В картине «Пушкин в Михайловском» много всякого и нет главного. Три фигуры разделены вещами, которые существуют сами по себе и не служат людям. Вещи требуют пристального разглядывания; поначалу же кажется, что холст пустоват, не заполнен, что фигуры следовало бы сдвинуть поближе, а то они как-то разбросаны среди вещей по слишком просторной комнате. Картина не сосредоточена, не «собирает ум». Как далеко это от «Тайной вечери», где художник сумел в тесном углу усадить Христа со всеми апостолами.
Историк, возможно, отметит полную достоверность каждого предмета, перенесенного на полотно. Но историческая картина — не выставка предметов той или иной эпохи. Черепки, даже тщательно, по счету, подобранные, — не кувшин. Их надо подогнать один к другому, соединить, замазать щели. У кувшина своя «живая форма», своя цельность; целый кувшин можно наполнить.

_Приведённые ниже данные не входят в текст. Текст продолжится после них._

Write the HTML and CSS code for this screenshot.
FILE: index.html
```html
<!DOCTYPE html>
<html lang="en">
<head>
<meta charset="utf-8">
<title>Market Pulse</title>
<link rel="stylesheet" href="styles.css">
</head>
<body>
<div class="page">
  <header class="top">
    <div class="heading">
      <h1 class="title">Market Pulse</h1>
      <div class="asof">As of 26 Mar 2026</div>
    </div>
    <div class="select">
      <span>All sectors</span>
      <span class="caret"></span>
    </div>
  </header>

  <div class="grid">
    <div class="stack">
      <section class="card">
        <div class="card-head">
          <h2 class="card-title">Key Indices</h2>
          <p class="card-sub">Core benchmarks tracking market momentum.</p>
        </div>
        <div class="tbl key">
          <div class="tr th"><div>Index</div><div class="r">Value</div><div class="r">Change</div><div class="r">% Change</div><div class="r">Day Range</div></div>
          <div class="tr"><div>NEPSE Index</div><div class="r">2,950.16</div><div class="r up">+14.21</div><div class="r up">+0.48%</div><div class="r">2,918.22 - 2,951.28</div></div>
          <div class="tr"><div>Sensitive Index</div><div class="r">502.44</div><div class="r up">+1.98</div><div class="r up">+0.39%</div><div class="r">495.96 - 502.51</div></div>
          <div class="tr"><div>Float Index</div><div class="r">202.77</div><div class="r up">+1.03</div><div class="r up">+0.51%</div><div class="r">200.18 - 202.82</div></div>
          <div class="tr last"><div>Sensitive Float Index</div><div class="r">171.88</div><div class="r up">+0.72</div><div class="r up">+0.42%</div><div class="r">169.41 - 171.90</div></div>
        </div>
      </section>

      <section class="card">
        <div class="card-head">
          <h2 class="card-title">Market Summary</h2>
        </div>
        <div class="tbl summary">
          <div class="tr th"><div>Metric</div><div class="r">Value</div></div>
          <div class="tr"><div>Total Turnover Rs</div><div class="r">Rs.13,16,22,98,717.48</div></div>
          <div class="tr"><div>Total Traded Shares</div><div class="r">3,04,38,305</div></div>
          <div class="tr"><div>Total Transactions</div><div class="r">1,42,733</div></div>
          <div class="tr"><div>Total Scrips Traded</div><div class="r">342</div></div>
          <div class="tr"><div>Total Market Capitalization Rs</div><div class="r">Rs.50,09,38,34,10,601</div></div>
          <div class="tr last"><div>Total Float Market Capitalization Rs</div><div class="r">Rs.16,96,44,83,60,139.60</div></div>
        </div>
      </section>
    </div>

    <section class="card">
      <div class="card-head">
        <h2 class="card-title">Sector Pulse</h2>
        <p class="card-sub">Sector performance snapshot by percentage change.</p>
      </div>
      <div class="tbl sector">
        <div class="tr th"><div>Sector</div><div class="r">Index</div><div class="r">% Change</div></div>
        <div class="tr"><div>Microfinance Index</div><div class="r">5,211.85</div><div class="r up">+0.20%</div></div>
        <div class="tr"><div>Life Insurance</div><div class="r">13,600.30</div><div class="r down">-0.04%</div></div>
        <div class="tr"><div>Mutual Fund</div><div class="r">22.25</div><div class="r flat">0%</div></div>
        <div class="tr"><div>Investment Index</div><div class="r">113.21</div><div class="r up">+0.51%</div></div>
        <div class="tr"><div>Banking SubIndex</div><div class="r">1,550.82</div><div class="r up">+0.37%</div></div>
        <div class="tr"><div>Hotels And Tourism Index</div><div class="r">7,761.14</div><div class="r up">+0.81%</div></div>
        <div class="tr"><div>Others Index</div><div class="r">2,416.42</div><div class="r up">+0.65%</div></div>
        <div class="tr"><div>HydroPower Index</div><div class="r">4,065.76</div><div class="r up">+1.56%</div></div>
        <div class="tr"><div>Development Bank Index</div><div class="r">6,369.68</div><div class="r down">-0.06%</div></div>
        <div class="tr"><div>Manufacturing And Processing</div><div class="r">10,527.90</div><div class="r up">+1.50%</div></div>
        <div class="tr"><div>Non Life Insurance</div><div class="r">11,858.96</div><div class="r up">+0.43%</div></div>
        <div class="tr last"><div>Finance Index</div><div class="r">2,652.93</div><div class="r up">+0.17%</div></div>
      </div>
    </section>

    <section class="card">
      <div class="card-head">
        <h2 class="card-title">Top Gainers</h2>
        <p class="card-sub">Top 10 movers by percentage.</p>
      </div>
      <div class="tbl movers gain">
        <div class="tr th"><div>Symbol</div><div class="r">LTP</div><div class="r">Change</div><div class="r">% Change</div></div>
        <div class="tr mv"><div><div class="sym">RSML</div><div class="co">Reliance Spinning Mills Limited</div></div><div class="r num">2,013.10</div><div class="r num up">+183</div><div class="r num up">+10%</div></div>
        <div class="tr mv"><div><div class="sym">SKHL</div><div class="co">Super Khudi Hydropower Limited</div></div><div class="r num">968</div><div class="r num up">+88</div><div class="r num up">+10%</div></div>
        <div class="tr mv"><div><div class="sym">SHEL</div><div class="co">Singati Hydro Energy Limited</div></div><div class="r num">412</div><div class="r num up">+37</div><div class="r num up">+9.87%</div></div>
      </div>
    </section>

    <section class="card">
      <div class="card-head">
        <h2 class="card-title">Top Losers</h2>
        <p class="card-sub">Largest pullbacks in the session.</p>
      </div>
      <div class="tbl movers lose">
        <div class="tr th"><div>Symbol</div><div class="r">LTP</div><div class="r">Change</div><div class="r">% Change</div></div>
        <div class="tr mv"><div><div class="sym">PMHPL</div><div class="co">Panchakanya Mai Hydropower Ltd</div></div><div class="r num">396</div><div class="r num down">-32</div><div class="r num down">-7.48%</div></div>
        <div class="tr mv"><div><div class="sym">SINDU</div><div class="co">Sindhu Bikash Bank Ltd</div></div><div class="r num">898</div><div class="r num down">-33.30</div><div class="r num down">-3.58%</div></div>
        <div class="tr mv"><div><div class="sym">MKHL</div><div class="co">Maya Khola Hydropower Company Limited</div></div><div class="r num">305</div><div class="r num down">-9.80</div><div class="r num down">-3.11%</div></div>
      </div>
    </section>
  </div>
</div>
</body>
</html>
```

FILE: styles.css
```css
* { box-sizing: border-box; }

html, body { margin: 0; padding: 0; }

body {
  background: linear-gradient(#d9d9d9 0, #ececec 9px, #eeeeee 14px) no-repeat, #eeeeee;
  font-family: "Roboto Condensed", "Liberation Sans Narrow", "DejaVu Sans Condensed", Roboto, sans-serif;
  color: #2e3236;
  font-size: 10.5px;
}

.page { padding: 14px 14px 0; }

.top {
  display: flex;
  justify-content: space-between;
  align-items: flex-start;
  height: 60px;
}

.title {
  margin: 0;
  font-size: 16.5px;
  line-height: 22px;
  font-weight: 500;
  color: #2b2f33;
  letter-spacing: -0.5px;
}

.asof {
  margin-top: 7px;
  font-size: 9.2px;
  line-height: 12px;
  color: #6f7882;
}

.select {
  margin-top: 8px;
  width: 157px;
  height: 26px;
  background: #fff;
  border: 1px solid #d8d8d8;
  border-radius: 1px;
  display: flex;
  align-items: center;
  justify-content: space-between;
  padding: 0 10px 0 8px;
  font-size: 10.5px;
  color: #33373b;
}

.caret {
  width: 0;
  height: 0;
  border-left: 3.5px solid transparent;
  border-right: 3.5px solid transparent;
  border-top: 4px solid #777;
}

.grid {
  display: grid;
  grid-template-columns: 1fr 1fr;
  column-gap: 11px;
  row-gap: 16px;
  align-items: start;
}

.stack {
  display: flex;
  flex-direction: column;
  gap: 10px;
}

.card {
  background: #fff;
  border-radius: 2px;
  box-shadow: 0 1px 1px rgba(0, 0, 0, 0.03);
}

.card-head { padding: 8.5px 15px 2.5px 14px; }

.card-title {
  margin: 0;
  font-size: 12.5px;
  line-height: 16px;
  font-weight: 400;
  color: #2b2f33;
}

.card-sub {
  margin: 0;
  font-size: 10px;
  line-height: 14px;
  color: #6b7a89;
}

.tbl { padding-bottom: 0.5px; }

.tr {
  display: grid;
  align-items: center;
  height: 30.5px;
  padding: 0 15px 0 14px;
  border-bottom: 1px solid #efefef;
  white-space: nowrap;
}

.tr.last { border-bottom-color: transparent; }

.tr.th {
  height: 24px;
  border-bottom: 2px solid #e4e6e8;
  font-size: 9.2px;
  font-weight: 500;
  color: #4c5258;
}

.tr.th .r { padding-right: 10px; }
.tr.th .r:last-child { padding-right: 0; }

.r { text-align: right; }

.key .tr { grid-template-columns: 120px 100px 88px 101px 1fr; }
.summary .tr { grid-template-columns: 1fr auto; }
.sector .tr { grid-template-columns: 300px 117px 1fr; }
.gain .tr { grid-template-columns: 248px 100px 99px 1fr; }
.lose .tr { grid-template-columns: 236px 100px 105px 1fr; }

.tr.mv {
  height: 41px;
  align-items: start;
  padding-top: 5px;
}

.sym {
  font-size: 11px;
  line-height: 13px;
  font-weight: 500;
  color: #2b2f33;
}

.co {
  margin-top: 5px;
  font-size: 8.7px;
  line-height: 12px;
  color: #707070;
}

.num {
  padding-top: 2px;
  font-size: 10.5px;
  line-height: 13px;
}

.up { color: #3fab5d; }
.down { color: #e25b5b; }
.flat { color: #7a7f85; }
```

Историческая картина начинается с целого: в художнике рождается чувство Истории, захватывает его. Он не таскает из прошлого материал по кусочкам — он уходит в прошлое или прошлое живет в нем, — они сплавлены воедино. Так, Ге в Петербурге семидесятых годов девятнадцатого столетия видел и чувствовал повсюду Петра, его реформы. Когда он отправился в Петергоф за кабинетом, кувшин уже был готов в его воображении. Недоставало одного черепка — он его принес и безошибочно вклеил на место.
Путь от «Петра и Алексея» до «Пушкина в Михайловском» — путь потери себя. В чересчур скрупулезном выискивании малозначащих деталей для последней картины ощущается смятение, насилие художника над собой. Картины о Екатерине II и о Пушкине, видимо, окончательно ему доказали, что «живая форма» рождается для откровений.
Ге еще пишет портреты — хорошие портреты; выставляет — дескать, жив курилка! Но сам-то он знает, что курилка чуть живой. Стоял, стоял на перепутье, выбирал — прямо пойти, налево, направо. Выбрал, тронулся в путь… и пришел опять на перепутье.
Портреты. Русская литература
Да не подумает, однако ж, читатель, что мы требуем от писателя изображения людей идеальных… нет, мы требуем от него совсем не людей идеальных, а требуем идеала.
Николай Николаевич Ге жил в доме № 36 по 7-й линии Васильевского острова. Он занимал небольшой флигель во дворе, выстроенный в русском монастырском стиле. Возможно, флигель был снят не случайно: увлечение русской историей определило выбор квартиры. На Николая Николаевича это похоже. Гости удивлялись лестнице, украшенной толстыми колоннами.
Ге принимал по четвергам.
Репин пишет: «По четвергам собирались у Ге самые выдающиеся литераторы: Тургенев, Некрасов, Салтыков, Костомаров, Кавелин, Пыпин, Потехин; молодые художники: Крамской, Антокольский; певец Кондратьев и многие другие интересные личности».
Список можно дополнить. Во флигеле бывали, конечно, Мясоедов, Перов, М. К. Клодт. Актер и писатель Иван Федорович Горбунов. Адвокат и библиограф Виктор Павлович Гаевский. Известный либеральный деятель, Алексей Михайлович Унковский. Бывал ученый-почвовед Павел Андреевич Костычев. Его жена, Авдотья Николаевна, позировала Ге для Екатерины II. Бывал Александр Николаевич Серов, композитор и музыкальный критик. Бывали тверские дворяне Бакунины, братья Михаила Александровича.
Перечень портретов, написанных Ге в Петербурге, многое говорит о его знакомствах. От каждого портрета тянется тропа — она всякий раз приводит в новый кружок, новое общество или содружество: вырастает та самая «целая толпа», которая, по словам Стасова, постоянно окружала Ге, пока он жил в столице.
Даже портреты, на первый взгляд официальные, расшифровываются, как частные. Ге написал, например, министра финансов, графа Рейтерна — куда официальнее! Но граф был старым знакомым Салтыкова-Щедрина, его лицейским товарищем.
Стасов сообщает, что в Петербурге Ге написал всего один заказной портрет — адмирала Панфилова. Александр Иванович Панфилов был участником обороны Севастополя. Он последний на быстроходной шлюпке под неприятельскими ядрами покинул город. В 1874 году собирались широко отмечать пятидесятилетие морской службы Панфилова. Скорее всего, портрет адмирала был заказан Ге к юбилею. Так что, кроме заказа, художника мог подстегивать интерес к личности Панфилова.